Por Edgardo Tambasco
El mes de setiembre siempre ha sido para mi algo esperado. Los vientos que dan la sensación de limpieza van dando el presagio que los fríos se van terminando. Los brotes en las plantas, los pájaros que inician sus nidos, las flores con sus hermosos colores, que ni la paleta del más ilustre pintor ha podido igualar.
En uno de esos setiembres, cuando tenía apenas catorce años veía como los gusanos de seda que criaba en unas cajas de zapatos iban saliendo de los huevos. Eran miles, y necesitaban alimentarse.
Su comida era la hoja de mora. No era fácil encontrar un árbol en el barrio, tenía uno a unas diez cuadras de mi casa, del cual, iba pacientemente día por medio a recoger las hojitas, ya que las mismas debían estar frescas.

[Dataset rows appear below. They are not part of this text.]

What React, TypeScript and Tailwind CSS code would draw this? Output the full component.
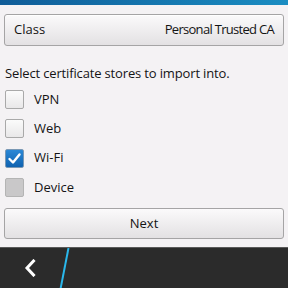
import React from "react";

const font = { fontFamily: '"Open Sans", "Noto Sans", sans-serif' };

function Box({ state }: { state: "off" | "on" | "disabled" }) {
  if (state === "on") {
    return (
      <div className="w-[19px] h-[19px] rounded-[2px] border border-[#7a98b4] bg-gradient-to-b from-[#2a88d6] to-[#0f62b0] flex items-center justify-center">
        <svg width="15" height="13" viewBox="0 0 15 13">
          <path d="M2.5 7 L6 10.5 L12.5 2.5" stroke="white" strokeWidth="2.4" fill="none" strokeLinecap="round" strokeLinejoin="round" />
        </svg>
      </div>
    );
  }
  if (state === "disabled") {
    return <div className="w-[19px] h-[19px] rounded-[2px] border border-[#b4b4b4] bg-[#c9c8c9]" />;
  }
  return <div className="w-[19px] h-[19px] rounded-[2px] border border-[#a9a9a9] bg-gradient-to-b from-[#fbfbfb] to-[#e9e8e9]" />;
}

function Row({ label, state }: { label: string; state: "off" | "on" | "disabled" }) {
  return (
    <div className="flex items-center h-[29.3px] pl-[5px]">
      <Box state={state} />
      <span className="ml-[10px] text-[13px] text-[#141414]">{label}</span>
    </div>
  );
}

export default function App() {
  return (
    <div className="w-[288px] h-[288px] bg-[#f4f2f4] flex flex-col overflow-hidden" style={font}>
      <div className="h-[5px] bg-gradient-to-r from-[#105c98] to-[#1b8dc2]" />
      <div className="px-[4px] pt-[9px]">
        <div className="h-[32px] rounded-[3px] border border-[#a5a4a5] bg-gradient-to-b from-[#fbfafb] to-[#e3e1e3] shadow-[inset_0_1px_0_#ffffff] flex items-center justify-between pl-[9px] pr-[9px] text-[13px] text-[#141414]">
          <span>Class</span>
          <span className="tracking-[-0.7px]">Personal Trusted CA</span>
        </div>
      </div>
      <div className="pl-[5px] mt-[18px] text-[13px] text-[#141414] leading-[18px] tracking-[-0.15px]">
        Select certificate stores to import into.
      </div>
      <div className="mt-[3px] flex flex-col">
        <Row label="VPN" state="off" />
        <Row label="Web" state="off" />
        <Row label="Wi-Fi" state="on" />
        <Row label="Device" state="disabled" />
      </div>
      <div className="px-[4px] mt-[6px]">
        <div className="h-[31px] rounded-[3px] border border-[#a5a4a5] bg-gradient-to-b from-[#fbfafb] to-[#e3e1e3] flex items-center justify-center text-[13px] text-[#141414]">
          Next
        </div>
      </div>
      <div className="flex-1" />
      <div className="h-[41px] bg-[#2b2b2b] border-t border-[#5a5a5a] relative">
        <svg className="absolute left-[23px] top-[11px]" width="14" height="18" viewBox="0 0 14 18">
          <path d="M10.5 2 L4 9 L10.5 16" stroke="white" strokeWidth="3" fill="none" strokeLinecap="square" strokeLinejoin="miter" />
        </svg>
        <svg className="absolute left-0 top-0" width="80" height="41" viewBox="0 0 80 41">
          <path d="M68.5 0 L60.5 41" stroke="#2ab8ec" strokeWidth="2" fill="none" />
        </svg>
      </div>
    </div>
  );
}
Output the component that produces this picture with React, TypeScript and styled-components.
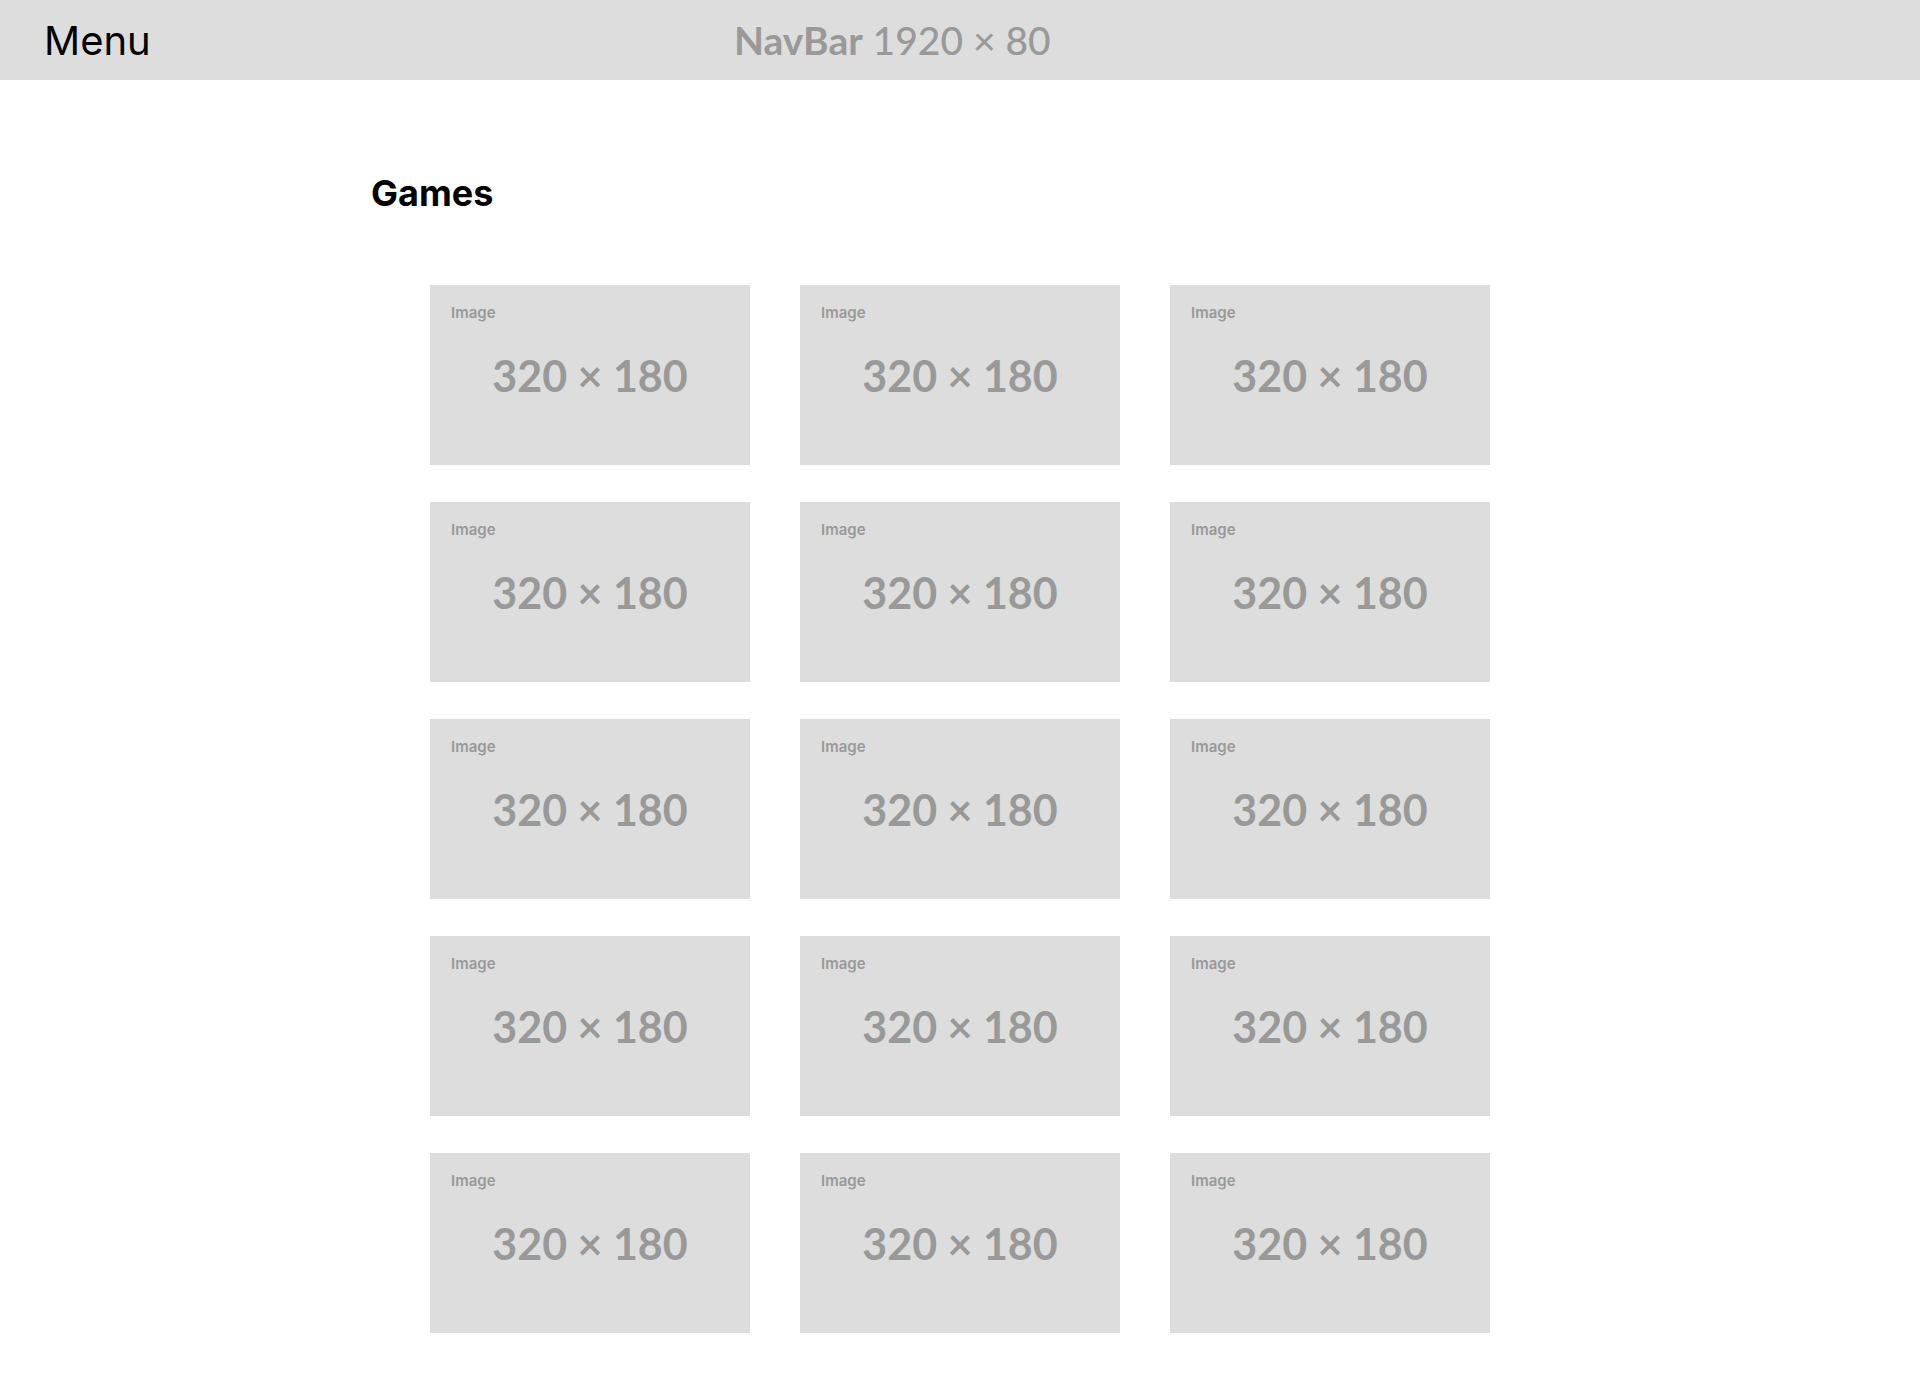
import React from "react";
import styled, { createGlobalStyle } from "styled-components";

const GlobalStyle = createGlobalStyle`
  html, body {
    margin: 0;
    padding: 0;
    background: #ffffff;
  }
  body {
    font-family: Inter, "Noto Sans", sans-serif;
  }
  * {
    box-sizing: border-box;
  }
`;

const NavBar = styled.header`
  display: flex;
  align-items: center;
  height: 80px;
  padding-left: 44px;
  background: #dddddd;
`;

const MenuLabel = styled.span`
  font-family: Inter, sans-serif;
  font-size: 40px;
  font-weight: 400;
  color: #000000;
  width: 690px;
`;

const Placeholder = styled.span`
  font-family: Lato, sans-serif;
  font-size: 39px;
  font-weight: 500;
  color: #999999;
  white-space: pre;
`;

const Strong = styled.b`
  font-weight: 700;
`;

const Main = styled.main`
  padding: 91px 0 65px 371px;
`;

const Title = styled.h1`
  margin: 0;
  font-family: Inter, sans-serif;
  font-size: 36px;
  line-height: 44px;
  font-weight: 700;
  color: #000000;
`;

const Grid = styled.div`
  display: grid;
  grid-template-columns: repeat(3, 320px);
  column-gap: 50px;
  row-gap: 37px;
  margin: 70px 0 0 59px;
`;

const Card = styled.div`
  display: grid;
  width: 320px;
  height: 180px;
  background: #dddddd;
`;

const CardTag = styled.span`
  grid-area: 1 / 1;
  align-self: start;
  justify-self: start;
  margin: 19px 0 0 21px;
  font-family: Inter, sans-serif;
  font-size: 15px;
  line-height: 18px;
  font-weight: 600;
  color: #999999;
`;

const CardSize = styled.span`
  grid-area: 1 / 1;
  place-self: center;
  font-family: Lato, sans-serif;
  font-size: 43px;
  font-weight: 700;
  color: #999999;
`;

const games = Array.from({ length: 15 }, (_, i) => i);

export default function App() {
  return (
    <>
      <GlobalStyle />
      <NavBar>
        <MenuLabel>Menu</MenuLabel>
        <Placeholder>
          <Strong>NavBar</Strong> 1920 × 80
        </Placeholder>
      </NavBar>
      <Main>
        <Title>Games</Title>
        <Grid>
          {games.map((g) => (
            <Card key={g}>
              <CardTag>Image</CardTag>
              <CardSize>320 × 180</CardSize>
            </Card>
          ))}
        </Grid>
      </Main>
    </>
  );
}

Cuán sabia es la naturaleza. Las primeras hojas del árbol de la mora son sumamente tiernas para que los pequeños gusanitos puedan ir degustándolas sin ningún tipo de problema.
Me encantaba verlos apresurarse a llegar a las hojas de mora una vez que las ponía en la caja. Casi en forma inmediata veía como empezaban a comer, dejando surcos a lo largo de toda la hoja, y al cabo de un rato, se podía ver a través de ella.
El tema de la limpieza llevaba su tiempo, enseguida que se notaba que los gusanitos estaban disfrutando de su banquete, tenía que sacar algunos de los que quedaban sobre las hojas ya secas y tirar lo que los pequeños desechaban, como así también, algunos que se morían.
Disfrutaba viéndolos crecer, y esperaba ansiosamente el momento en que empezaban a hacer sus capullos. Cada uno iba buscando su lugar de predilección, algunos en los ángulos de las cajas, otros sobre hojas secas.
¿Cómo sabían cuál era su momento para empezar a tejer su capullo, a sabiendas que iban a entregarse y morir para dar nueva vida?
Al poco tiempo las mariposas empezaban a surgir de aquellos capullos inertes.
Como comunidad hemos sentido el soplo del Espíritu Santo en nuestras vidas, como esas brisas de primavera, que han hecho brotar en nuestras almas hermosos frutos y nos ha regalado hermosas flores que sólo el Señor ha podido “pintar” con Su paleta magistral.
Cuándo pequeños fuimos recibiendo la palabra del Señor de parte de nuestros padres, catequistas o sacerdotes, que como hojas tiernas eran fáciles de asimilar. Y nos fuimos alimentando poco a poco, fuimos conociendo la gracia del Señor en nuestras vidas y nos fuimos robusteciendo en la fe.
En algunos casos hemos visto como muchos fueron muriendo en la fe, y por momentos uno mismo se ha visto ir palideciendo, pero el Señor ha ido limpiando nuestra casa, sacando nuestras inmundicias de ella.
Hoy nos toca también a nosotros alimentar a aquellos desnutridos en la fe, a aquellos que no conocen a Jesús.
Me imagino a Dios feliz mirándonos a cada uno de nosotros. Como vamos creciendo en la fe, y como su gracia nos va robusteciendo, y como su Palabra siempre tierna y fresca es dada a conocer.